| Summary: | This is the author's PhD thesis. During the course of my studies, I have mastered the basics of the theory of Hopf algebras, and in particular, learned of Drinfel'd's concept of a cocycle twist of a Hopf algebra, and of a module algebra over that Hopf algebra. A module algebra is is an algebra over a field upon which a Hopf algebra acts in a certain way. In particular, I came to focus upon how this concept works in the special case when the Hopf algebra is an algebra over a finite group. In this case, the module algebra is an algebra over the field on which the group acts by homomorphisms. This algebra may be twisted into another module algebra by means of a 2-cocycle on the group.
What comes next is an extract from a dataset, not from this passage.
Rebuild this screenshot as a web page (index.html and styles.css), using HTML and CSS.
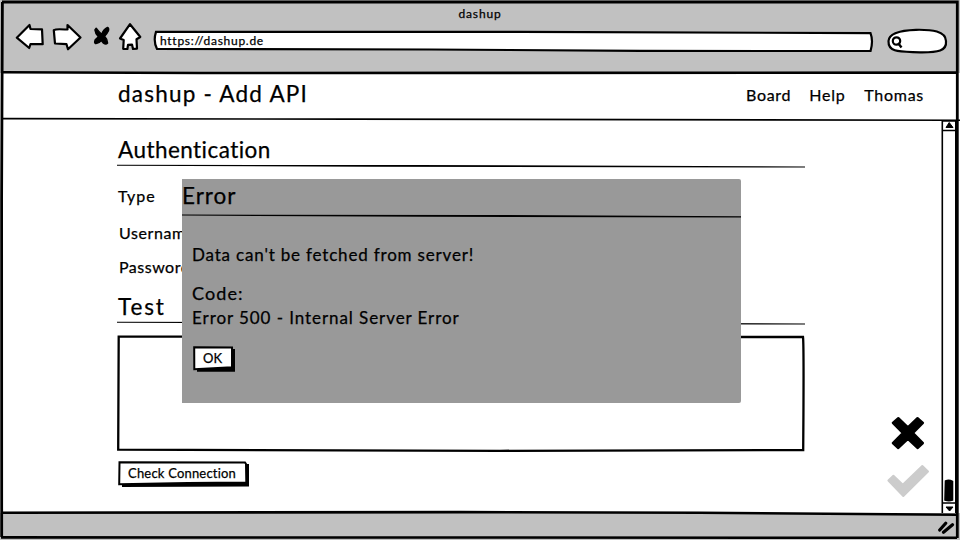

Having learned this, my attention was drawn to the work of Vendramin in [Ven12] in which he examined two module algebras over the symmetric group S_n, called Nichols algebras, defined using what are called rack cocycles. He showed that there is a cocycle twist that transforms one algebra into the other, i.e. that they are twist-equivalent. There are two quadratic algebras associated to the Nichols algebras, called E_n and Lambda_n and first described in [FK99] and [Maj05], which are thought to be isomorphic to the Nichols algebras. It has for some years been conjectured, but not proven, that these two algebras are twist-equivalent. The most important result of this thesis is Theorem 4.6, which proves that E_n and Lambda_n are indeed twist-equivalent. Following this result I sought to see if analogous results could be obtained when considering other finite irreducible Coxeter groups than type A, which is what S_n is. To do this requires understanding of rack cocycles, and of the Schur multiplier of a group, which affects what kind of cocycle twisting is possible. I chose to focus on the case where the Coxeter group is a dihedral group since these groups are often fundamental to determining what happens for Coxeter groups of higher dimension. The last part of this work examines questions on whether the rack cocycles analogous to those that defined E_n and Lambda_n are related to each other by cocycle twisting. The dihedral case, however, turns out to be less straightforward than was the case for Coxeter groups of type A, and it seems that there is scope for continuing research in this direction.
|
|---|